Under the proposed new rules, there is no need for coordination: the legal effects of the offer documents’ publication are established at the point in time of the electronic publication.
Further, the point in time of the electronic publication will be relevant for the beginning of resp. compliance with various other time limits for which currently the newspaper publication (or, as the case may be, the electronic publication if the newspaper publication follows no later than three SIX-trading days thereafter) is the triggering event (e.g., publication of offer prospectus, beginning of offer period, publication of the report of the target’s board of directors, time limit for amendment of offer, publication of interim results and final results, publication of a competing offer).

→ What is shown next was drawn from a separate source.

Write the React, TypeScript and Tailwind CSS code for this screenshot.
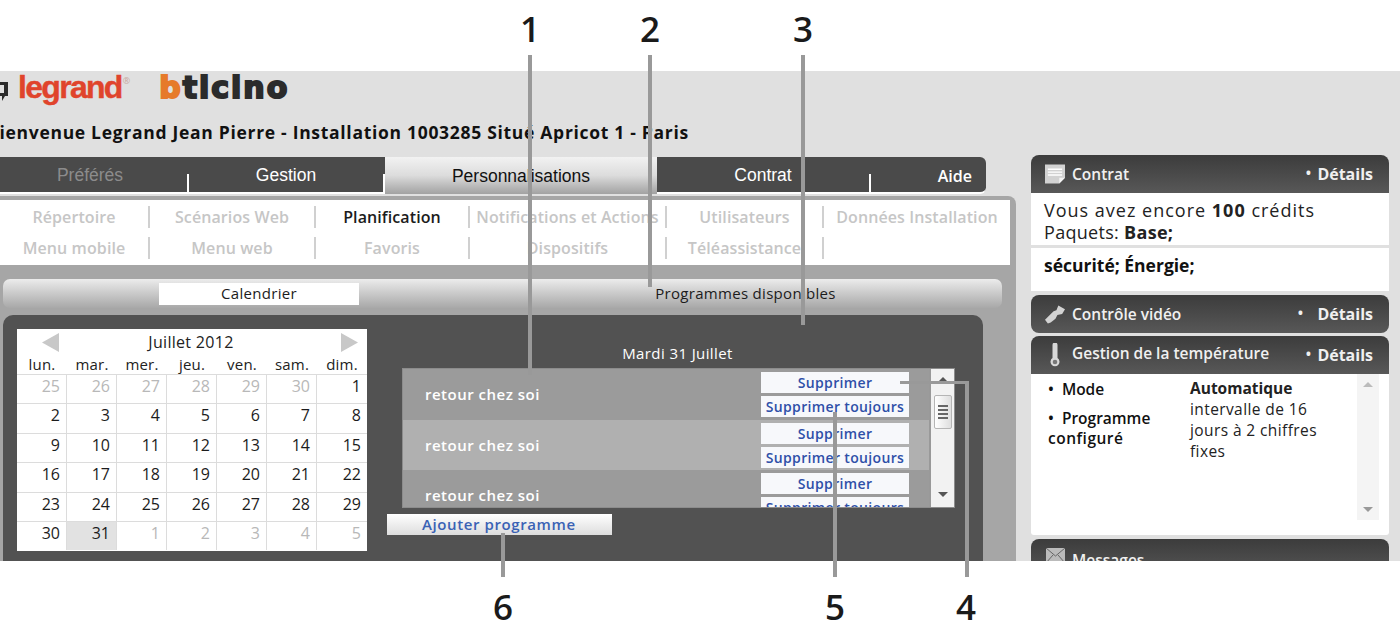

2) Risk allocation in case of (partial) failure of the electronic publication
As compared to the electronic publication according to the currently applicable rules of the TOO, the circle of addressees of the electronic publication according to the proposed new rules is expanded: in addition to the publication on the offeror’s website (or a special offer website) and delivery to (currently at least two) major financial information providers (e.g., Bloomberg, Reuters, Telekurs) as well as the TOB, it requires delivery to the major Swiss media (e.g., editorial office of major newspapers, radio and TV-stations) and the major press agencies in Switzerland (e.g., SDA, awp Finanznachrichten).
While in the experience of the authors, delivery to two major financial information providers leads to a broad coverage in electronic and print media, they still support the expansion of the circle of addressees of the electronic publication from a policy standpoint: the wider the dissemination of the relevant information, the higher the information transparency in the market.

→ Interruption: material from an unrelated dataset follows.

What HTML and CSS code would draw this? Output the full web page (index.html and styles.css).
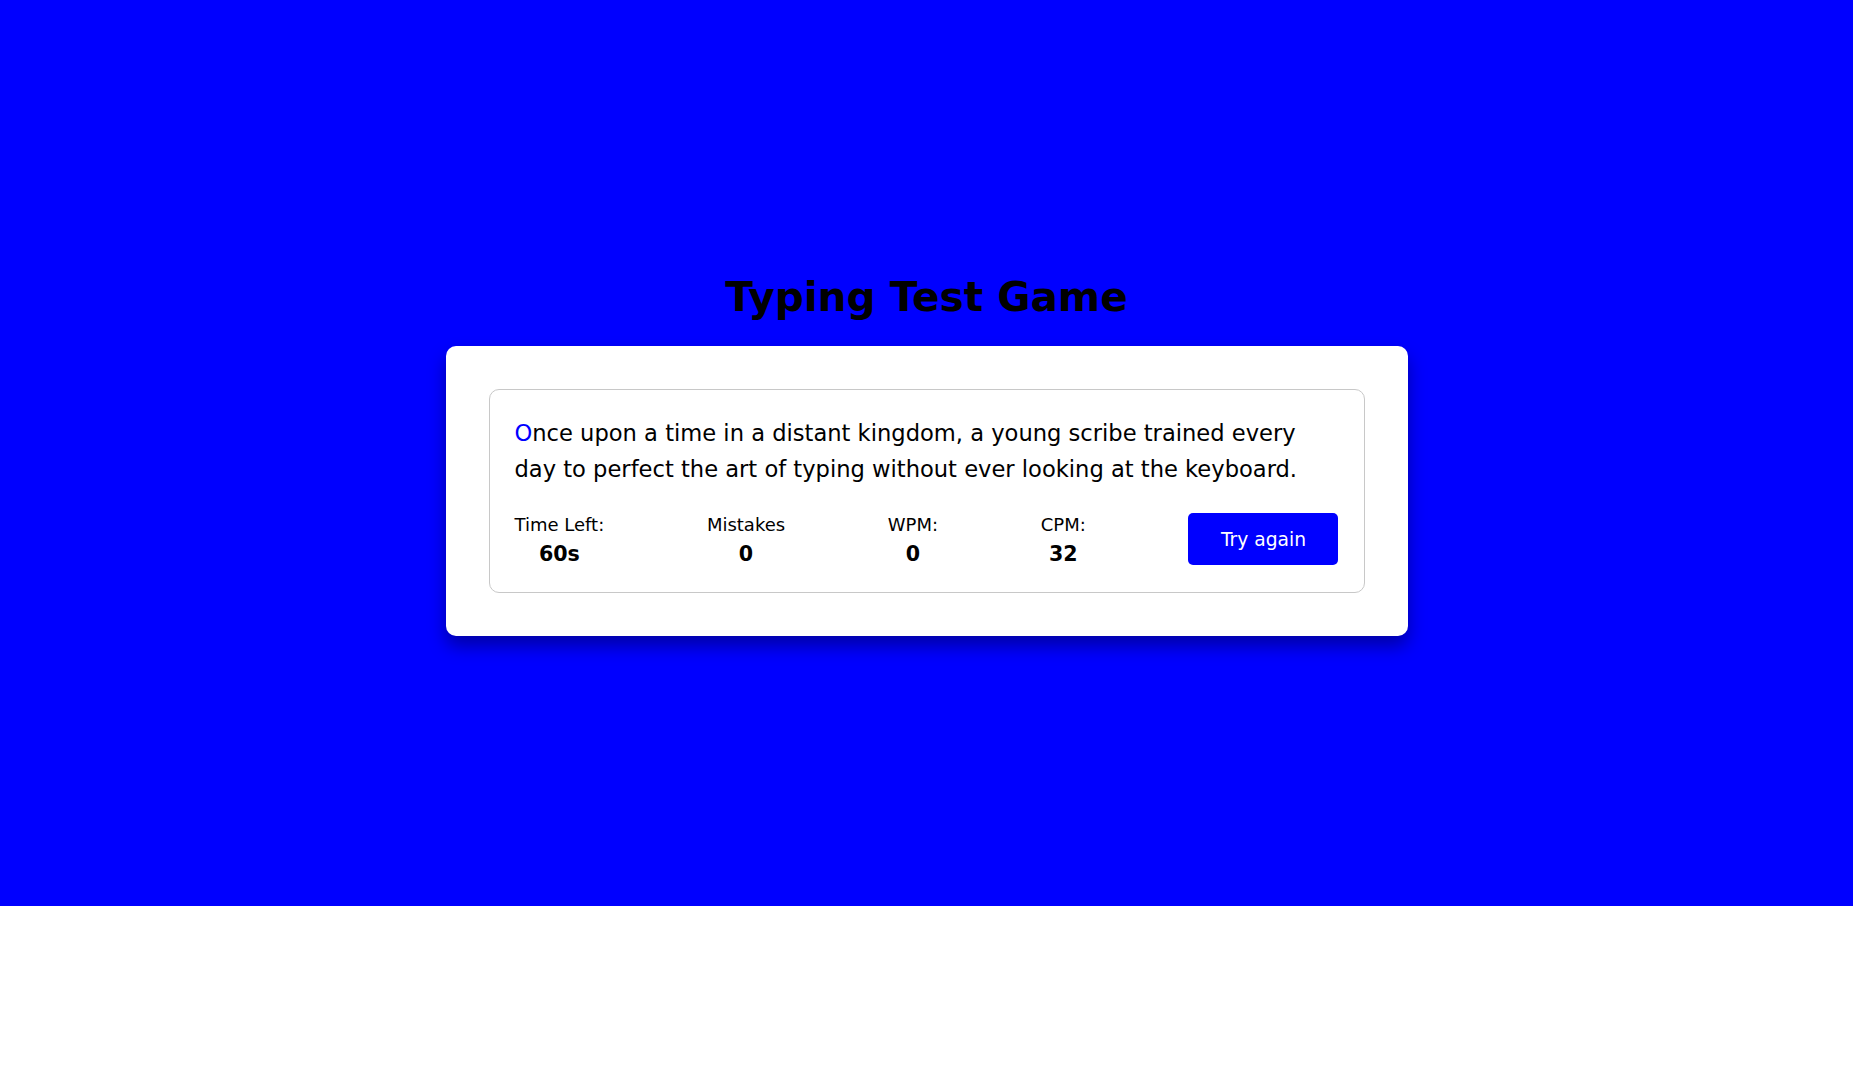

To simplify the process for the offeror, the TOB proposed to provide a list of the Media-Addressees and to publish such list on the TOB’s website. The authors support the idea of the TOB-list for efficiency reasons. In their opinion, the TOB-list should include the email-address of each Media-Addressee. In addition, the authors advocate taking an additional step forward and changing the TOB’s current practice according to which the offeror bears the risk if – for whatever reason – the electronic publication fails or is incomplete (see TOB-recommendation 0358/1 re Groupe Baumgartner Holding SA of 3 April 2008, N 1.4). The authors are of the opinion that for practical reasons and policy considerations the TOO should state explicitly that the offeror bears the risk only for publishing the complete offer document on its website (or a special offer website) and for sending the complete offer document to the TOB and to the email-addresses of the Media-Addressees in the TOB-list. If, with respect to the latter, the publication fails later on (i.e., in the sphere of influence of the Media-Addressees or the TOB), the offeror shall nonetheless enjoy the benefits of the publication (e.g., in the case of publication of the pre-announcement or the offer prospectus, the calculation of the minimum price or restrictions for defensive measures).

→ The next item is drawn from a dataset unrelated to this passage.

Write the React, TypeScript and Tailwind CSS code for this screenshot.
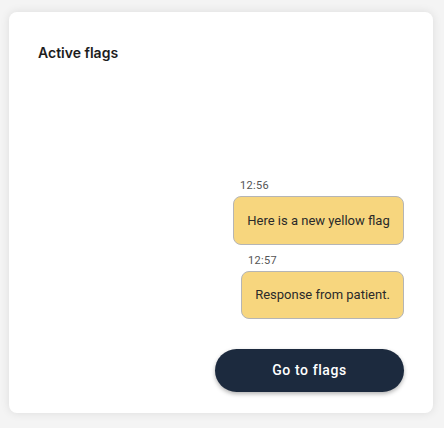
import React from "react";

export default function App() {
  return (
    <div className="w-[444px] h-[428px] bg-[#f4f4f4] pt-[12px] pl-[9px]" style={{ fontFamily: "Roboto, 'Liberation Sans', sans-serif" }}>
      <div className="w-[424px] h-[401px] bg-white rounded-[8px] shadow-[0_0_10px_rgba(0,0,0,0.10)] flex flex-col pt-[31px] pl-[29px] pr-[29px] pb-[21px]">
        <h2 className="text-[14px] leading-[20px] font-semibold text-[#1d1d1d]" style={{ fontFamily: "Inter, 'Liberation Sans', sans-serif" }}>
          Active flags
        </h2>
        <div className="mt-auto flex flex-col items-end">
          <div className="flex flex-col">
            <span className="text-[11px] leading-[12px] text-[#555] pl-[7px] mb-[4px] tracking-[0.3px]">12:56</span>
            <div className="w-[171px] h-[49px] flex items-center justify-center rounded-[8px] bg-[#f7d67e] border border-[#b5b5b5] text-[13px] text-[#2a2a2a]">
              Here is a new yellow flag
            </div>
          </div>
          <div className="flex flex-col mt-[10px]">
            <span className="text-[11px] leading-[12px] text-[#555] pl-[7px] mb-[4px] tracking-[0.3px]">12:57</span>
            <div className="w-[163px] h-[48px] flex items-center justify-center rounded-[8px] bg-[#f7d67e] border border-[#b5b5b5] text-[13px] text-[#2a2a2a]">
              Response from patient.
            </div>
          </div>
          <button className="mt-[30px] w-[189px] h-[43px] rounded-full bg-[#1c2a3e] text-white text-[14px] font-medium tracking-[0.6px] shadow-[0_2px_4px_rgba(0,0,0,0.3)]">
            Go to flags
          </button>
        </div>
      </div>
    </div>
  );
}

From a practical point of view, it has, firstly, to be acknowledged that the risk that the publication fails becomes smaller, the more Media-Addressees the TOB-list contains. Further, in the unlikely case of failure of receipt / processing by the Media-Addressees (e.g., outdated email-addresses on the TOB-list), the TOB and the offeror would notice this within hours and the offeror would – in its own best interest in view of a successful offer – re-deliver the offer documents in due course. To mitigate this remote risk, one could think of including the target company in the list of addressees and relying on the target’s ad hoc-publicity duties to ensure widespread dissemination; in the view of the authors, the preparation for such an event would, however, be unduly onerous on the ad-hoc officers / departments of listed companies.
In view of the authors, the publication by the media does not have to contain all material terms of an offer, it rather serves as means to create the awareness of the investor community that an offer has been launched. Complete offer documents are then available on the TOB’s and the offeror’s website (or a special offer website) and can be found easily with the common electronic search tools. Therefore, the authors are of the opinion that an incomplete publication of the offer documents by the media, should not hinder the triggering of the legal effects.
From a policy point of view, the comparison of the interests involved requires the allocation of risks as proposed by the authors:
- If the offeror bore the risk of failure or incompleteness of the publication absent his fault (i.e., the fault is in the sphere of influence of the Media-Addressees or the TOB), the consequence of such failure or incompleteness deprived the offeror from the benefits of the publication (in particular, (i) in the case of publication of the pre-announcement or the offer prospectus, the calculation of the minimum price or the restrictions for defensive measures, (ii) in the case of publication of an amendment to the offer at the last possible date, such amendment, or (iii), most importantly, in the case of the publication of a competing offer at the last possible date, such competing offer). The consequences for the (competing) offeror, and ultimately for the takeover market, would be severe.
- If the shareholders bore the risk of failure or incompleteness of the publication absent the offeror’s fault (i.e., in the sphere of influence of the Media-Addressees or the TOB), the consequence of such failure or incompleteness is that the shareholders loose a few hours of the offer period in which they can decide to accept the offer or not. Given that the offer period is at least ten days (excluding exceptions), the consequences for the shareholders seem minor. More importantly, however, the negative consequences have to be weighed against the positive consequences of a failed or incomplete publication in case of an amendment of the offer or in case of a competing offer. Further, the argument that shareholders may sell their shares at a lower price, because they have not learned about a higher-priced offer (TOB-recommendation 0358/1 re Groupe Baumgartner Holding SA of 3 April 2008, N 1.4 could be interpreted to follow this line of argumentation) is not a valid one, because the allocation of the risk to the offeror does not improve the shareholder’s situation in this regard.
The TOB itself has not taken a clear position with respect to such change of practice. However, the new wording in the TOO as proposed by the TOB does no longer require the offeror to disseminate the offer document nationwide (“muss […] landesweit bekannt gemacht werden”), but only requires that it is published on the offerors website and delivered to the Media-Addressees as well as the TOB. This could be seen as an indication for a change of the practice.